Se o próprio Lula não toma a iniciativa de eliminar as dúvidas, a sociedade em geral e os agentes de mercado em particular precisam redobrar a cobrança sobre o eleito para que diga logo qual é o plano de seu governo nessa questão. Vale lembrar que recentemente o Brasil aprovou legislação regulamentando o mandato da diretoria do Banco Central, de forma que a atual diretoria tem ainda dois anos de mandato. Como o atual presidente do banco, Roberto Campos Neto, desfruta da credibilidade do mercado e também no meio político, o normal seria estar claro para todos que ele e seus diretores seguem até o fim de seu mandato. O problema é que o Brasil não é um país habituado a seguir o normal e as leis vigentes, embora o então candidato Lula tivesse se pronunciado a favor da manutenção dos atuais dirigentes do Banco Central, conforme reza a lei.


Um segundo aspecto relevante para indicar o futuro da economia é a política fiscal, especialmente o que o governo pensa sobre o equilíbrio das contas públicas e o controle do déficit. Como ao longo da campanha Lula fez inúmeras declarações contra o teto de gastos, que limita a gastança do governo, há preocupações sobre o que realmente seu governo irá fazer, especialmente depois que começaram as negociações para a PEC da Transição. A boa gestão das contas do governo tem a ver no mínimo com duas questões essenciais para a saúde econômica do país: a inflação, pois déficits públicos crônicos são financiados por emissão de moeda ou aumento da dívida pública; e as taxas de juros, porque, se houver expansão monetária e inflação, o Banco Central eleva os juros para combatê-la ou, se o déficit for financiado por mais empréstimos tomados pelo governo, diminuem os fundos disponíveis para financiamento ao setor privado e, portanto, ocorre pressão altista sobre a taxa de juros.
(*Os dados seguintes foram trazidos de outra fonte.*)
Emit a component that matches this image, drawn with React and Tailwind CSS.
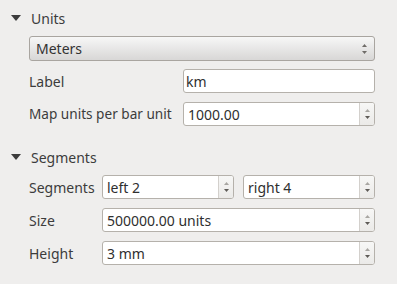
import React from 'react';

const Arrow = ({ down, className }) => (
  <svg width="5" height="3" viewBox="0 0 5 3" className={className}>
    {down ? <path d="M0 0h5L2.5 3z" fill="currentColor" /> : <path d="M0 3h5L2.5 0z" fill="currentColor" />}
  </svg>
);

function SectionHeader({ title }) {
  return (
    <div className="flex items-center h-[18px] pl-[11px]">
      <svg width="10" height="6" viewBox="0 0 10 6" className="text-[#3c3c3c]">
        <path d="M0 0h10L5 6z" fill="currentColor" />
      </svg>
      <span className="ml-[10px] text-[14px]">{title}</span>
    </div>
  );
}

function SpinBox({ value, className }) {
  return (
    <div className={`flex h-[24px] rounded-[3px] border border-[#b5b1ab] bg-white overflow-hidden ${className}`}>
      <div className="flex-1 flex items-center pl-[4px] text-[#2f2f2f] text-[14px]">{value}</div>
      <div className="w-[15px] flex flex-col items-center justify-between pt-[6px] pb-[6px] border-l border-[#d3d0cc] bg-gradient-to-b from-[#f7f7f6] to-[#ebeae8]">
        <Arrow className="text-[#a8a6a2]" />
        <Arrow down className="text-[#5e5b57]" />
      </div>
    </div>
  );
}

function TextBox({ value, className }) {
  return (
    <div className={`flex items-center h-[24px] rounded-[3px] border border-[#b5b1ab] bg-white pl-[2px] text-[#2f2f2f] text-[14px] ${className}`}>
      {value}
    </div>
  );
}

export default function App() {
  return (
    <div className="w-[397px] h-[284px] bg-[#efeeed] text-[#3c3c3c] text-[13px] font-['Noto_Sans',sans-serif] overflow-hidden">
      {/* Units */}
      <div className="pt-[9px] pb-[9px]">
        <SectionHeader title="Units" />
      </div>
      <div className="ml-[29px] w-[346px] h-[25px] flex items-center rounded-[3px] border border-[#a9a5a0] bg-gradient-to-b from-[#f7f7f7] to-[#d8d7d6] pl-[6px] pr-[7px]">
        <span className="flex-1 text-[14px] text-[#333]">Meters</span>
        <div className="flex flex-col gap-[4px]">
          <Arrow className="text-[#6f6c68]" />
          <Arrow down className="text-[#6f6c68]" />
        </div>
      </div>
      <div className="flex items-center mt-[8px] pl-[29px]">
        <span className="w-[154px] text-[14px]">Label</span>
        <TextBox value="km" className="w-[192px]" />
      </div>
      <div className="flex items-center mt-[9px] pl-[29px]">
        <span className="w-[154px] text-[13.6px] whitespace-nowrap">Map units per bar unit</span>
        <SpinBox value="1000.00" className="w-[192px]" />
      </div>

      {/* Segments */}
      <div className="pt-[22px] pb-[9px]">
        <SectionHeader title="Segments" />
      </div>
      <div className="flex items-center pl-[29px]">
        <span className="w-[73px] text-[14px]">Segments</span>
        <SpinBox value="left 2" className="w-[132px]" />
        <SpinBox value="right 4" className="w-[132px] ml-[9px]" />
      </div>
      <div className="flex items-center mt-[9px] pl-[29px]">
        <span className="w-[73px] text-[14px]">Size</span>
        <SpinBox value="500000.00 units" className="w-[273px]" />
      </div>
      <div className="flex items-center mt-[9px] pl-[29px]">
        <span className="w-[73px] text-[14px]">Height</span>
        <SpinBox value="3 mm" className="w-[273px]" />
      </div>
    </div>
  );
}
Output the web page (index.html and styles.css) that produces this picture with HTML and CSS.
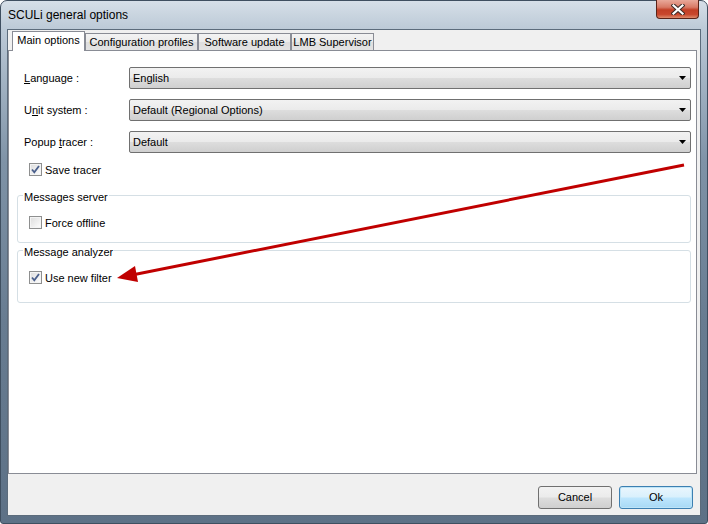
FILE: index.html
```html
<!DOCTYPE html>
<html lang="en">
<head>
    <meta charset="UTF-8">
    <link rel="stylesheet" href="styles.css">
    <title>SCULi general options</title>
</head>
<body>

    <div class="window">
        <div class="titlebar">
            <span class="title">SCULi general options</span>
            <div class="close-button">
                <svg width="14" height="11" viewBox="0 0 14 11">
                    <path d="M2.5 1.5L11.5 9.5M11.5 1.5L2.5 9.5" stroke="#3c2a26" stroke-width="4.2" stroke-linecap="square"/>
                    <path d="M2.5 1.5L11.5 9.5M11.5 1.5L2.5 9.5" stroke="#fff" stroke-width="2.2" stroke-linecap="square"/>
                </svg>
            </div>
        </div>

        <div class="client">
            <div class="tabs">
                <div class="tab active" style="width: 73px">Main options</div>
                <div class="tab" style="width: 113px">Configuration profiles</div>
                <div class="tab" style="width: 93px">Software update</div>
                <div class="tab" style="width: 83px">LMB Supervisor</div>
            </div>

            <div class="panel">
                <div class="field-row">
                    <label><u>L</u>anguage :</label>
                    <div class="combo"><span>English</span><svg width="7" height="4" viewBox="0 0 7 4"><path d="M0 0h7l-3.5 4z" fill="#000"/></svg></div>
                </div>
                <div class="field-row">
                    <label>U<u>n</u>it system :</label>
                    <div class="combo"><span>Default (Regional Options)</span><svg width="7" height="4" viewBox="0 0 7 4"><path d="M0 0h7l-3.5 4z" fill="#000"/></svg></div>
                </div>
                <div class="field-row">
                    <label>Popup <u>t</u>racer :</label>
                    <div class="combo"><span>Default</span><svg width="7" height="4" viewBox="0 0 7 4"><path d="M0 0h7l-3.5 4z" fill="#000"/></svg></div>
                </div>

                <div class="check-row save-tracer">
                    <span class="checkbox checked"></span>
                    <span>Save tracer</span>
                </div>

                <fieldset class="group group-server">
                    <legend>Messages server</legend>
                    <div class="check-row">
                        <span class="checkbox"></span>
                        <span>Force offline</span>
                    </div>
                </fieldset>

                <fieldset class="group group-analyzer">
                    <legend>Message analyzer</legend>
                    <div class="check-row">
                        <span class="checkbox checked"></span>
                        <span>Use new filter</span>
                    </div>
                </fieldset>
            </div>

            <div class="footer">
                <div class="button">Cancel</div>
                <div class="button default">Ok</div>
            </div>
        </div>
    </div>

    <!-- roter Pfeil über dem Dialog -->
    <svg class="arrow" width="708" height="524" viewBox="0 0 708 524">
        <line x1="684" y1="165" x2="132" y2="275" stroke="#c00000" stroke-width="3"/>
        <path d="M117 278L135 266L138 282Z" fill="#c00000"/>
    </svg>

</body>
</html>
```

FILE: styles.css
```css
/* Grundlayout */
body {
    margin: 0;
    background: #fff;
    font-family: "Liberation Sans", Arial, sans-serif;
    font-size: 11px;
    color: #000;
    position: relative;
    width: 708px;
    height: 524px;
    overflow: hidden;
}

.window {
    box-sizing: border-box;
    width: 708px;
    height: 524px;
    border: 1px solid #3f4f60;
    border-radius: 7px 7px 3px 3px;
    background: linear-gradient(180deg, #d6dfe8 0px, #bccad7 28px, #a7b7c7 70px, #7f93a7 160px, #687c91 320px, #5d7186 100%);
    display: flex;
    flex-direction: column;
}

/* Titelleiste */
.titlebar {
    height: 28px;
    display: flex;
    justify-content: space-between;
    align-items: flex-start;
    padding-left: 7px;
}

.title {
    font-size: 12px;
    line-height: 28px;
    color: #000;
}

.close-button {
    width: 43px;
    height: 19px;
    margin-top: -1px;
    margin-right: 8px;
    box-sizing: border-box;
    border: 1px solid #5a2318;
    border-top: none;
    border-radius: 0 0 4px 4px;
    background: linear-gradient(180deg, #e9a99a 0%, #d87a66 40%, #c23f26 55%, #c8472d 80%, #de8a6c 100%);
    display: flex;
    align-items: center;
    justify-content: center;
}

/* Innenbereich */
.client {
    margin: 0 6px;
    height: 487px;
    box-sizing: border-box;
    border: 1px solid #5c6c7c;
    background: #f0f0f0;
    display: flex;
    flex-direction: column;
}

.tabs {
    height: 21px;
    display: flex;
    align-items: flex-end;
    padding-left: 4px;
    position: relative;
    z-index: 1;
}

.tab {
    box-sizing: border-box;
    height: 17px;
    margin-bottom: 1px;
    border: 1px solid #898c95;
    border-bottom: none;
    background: linear-gradient(180deg, #f3f3f3 0%, #ebebeb 50%, #dedede 51%, #e3e3e3 100%);
    text-align: center;
    line-height: 16px;
}

.tab.active {
    height: 20px;
    margin-bottom: 0;
    background: #fff;
    line-height: 17px;
}

.panel {
    box-sizing: border-box;
    width: 689px;
    height: 424px;
    margin-top: -1px;
    border: 1px solid #898c95;
    background: #fff;
    padding: 16px 5px 0 8px;
}

/* Formularzeilen */
.field-row {
    display: flex;
    align-items: center;
    height: 22px;
    margin-bottom: 10px;
}

.field-row label {
    width: 105px;
    padding-left: 7px;
    flex-shrink: 0;
}

.combo {
    flex: 1;
    box-sizing: border-box;
    height: 22px;
    border: 1px solid #707070;
    border-radius: 2px;
    background: linear-gradient(180deg, #f2f2f2 0%, #ebebeb 48%, #dddddd 52%, #cfcfcf 100%);
    display: flex;
    justify-content: space-between;
    align-items: center;
    padding: 0 4px 0 3px;
}

.check-row {
    display: flex;
    align-items: center;
    height: 13px;
    gap: 3px;
}

.save-tracer {
    margin-top: 3px;
    margin-left: 12px;
}

.checkbox {
    box-sizing: border-box;
    width: 13px;
    height: 13px;
    border: 1px solid #8e8f8f;
    background: linear-gradient(135deg, #dcdcdc 0%, #f4f4f4 70%, #fff 100%);
    box-shadow: inset 0 0 0 1px #f4f4f4;
}

.checkbox.checked {
    background-image: url("data:image/svg+xml;utf8,<svg xmlns='http://www.w3.org/2000/svg' width='11' height='11'><path d='M2 5.5L4.3 8.3L9 2' fill='none' stroke='%234a5f8c' stroke-width='1.8'/></svg>"),
        linear-gradient(135deg, #dcdcdc 0%, #f4f4f4 70%, #fff 100%);
}

/* Gruppenboxen */
.group {
    margin: 0;
    border: 1px solid #d5dfe5;
    border-radius: 3px;
    padding: 0 0 0 11px;
    box-sizing: border-box;
}

.group legend {
    padding: 4px 1px 0;
    margin-left: -6px;
    line-height: 13px;
}

.group-server {
    margin-top: 11px;
    height: 56px;
}

.group-server .check-row {
    margin-top: 12px;
}

.group-analyzer {
    margin-top: -1px;
    height: 61px;
}

.group-analyzer .check-row {
    margin-top: 12px;
}

/* untere Buttonleiste */
.footer {
    flex: 1;
    display: flex;
    justify-content: flex-end;
    gap: 7px;
    padding: 12px 7px 0 0;
}

.button {
    box-sizing: border-box;
    width: 74px;
    height: 23px;
    border: 1px solid #707070;
    border-radius: 3px;
    background: linear-gradient(180deg, #f2f2f2 0%, #ebebeb 48%, #dddddd 52%, #cfcfcf 100%);
    text-align: center;
    line-height: 21px;
}

.button.default {
    border-color: #3c7fb1;
    background: linear-gradient(180deg, #eaf6fd 0%, #d9f0fc 48%, #bee6fd 52%, #a7d9f5 100%);
    box-shadow: inset 0 0 0 1px #bde4f7;
}

.arrow {
    position: absolute;
    left: 0;
    top: 0;
    pointer-events: none;
}
```
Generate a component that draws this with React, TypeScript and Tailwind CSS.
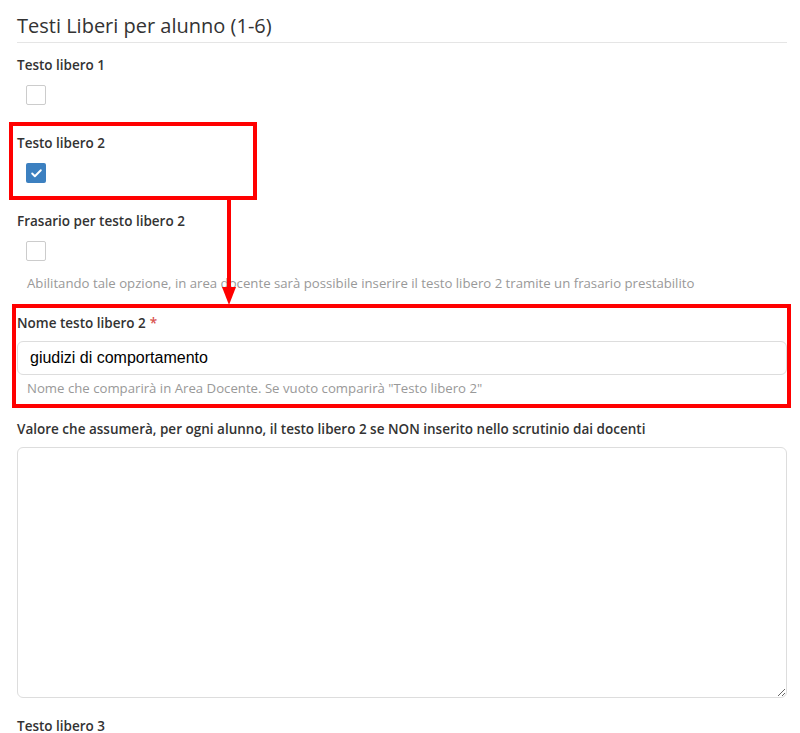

O terceiro aspecto importante se refere ao fato de, caso o governo mantenha a gastança e despreze o teto de gastos, começarem ameaças para elevar impostos destinados a bancar o crescimento dos gastos públicos. A carga tributária efetivamente arrecadada pelo governo (municípios, estados e União) atingiu a marca dos 34%; logo a carga nominal é muito maior e já chegou ao limite técnico aceitável, acima do qual a tributação passa a atuar como inibidora do crescimento do PIB. Nesses três pontos, além de outros, não existe compromisso público firmado e explicado em detalhes pelo presidente nem por seus assessores conhecidos durante o período eleitoral. Lula foi eleito sem que a população soubesse qual é seu plano de governo, embora se conheçam suas ideias gerais e o que foram seus dois mandatos anteriores na Presidência, em grande parte dominados por corrupção sistêmica e constante.

O Brasil elegeu um candidato conhecido e uma política econômica desconhecida, cenário esse que contribui para criar um vácuo de dúvidas, incertezas e receios. Um cenário de incertezas e falta de definições em geral freia o ímpeto empreendedor e leva à suspensão, definitiva ou temporária, de investimentos. É hora de o governo eleito dizer a que veio e o que pretende fazer no amplo espectro da economia.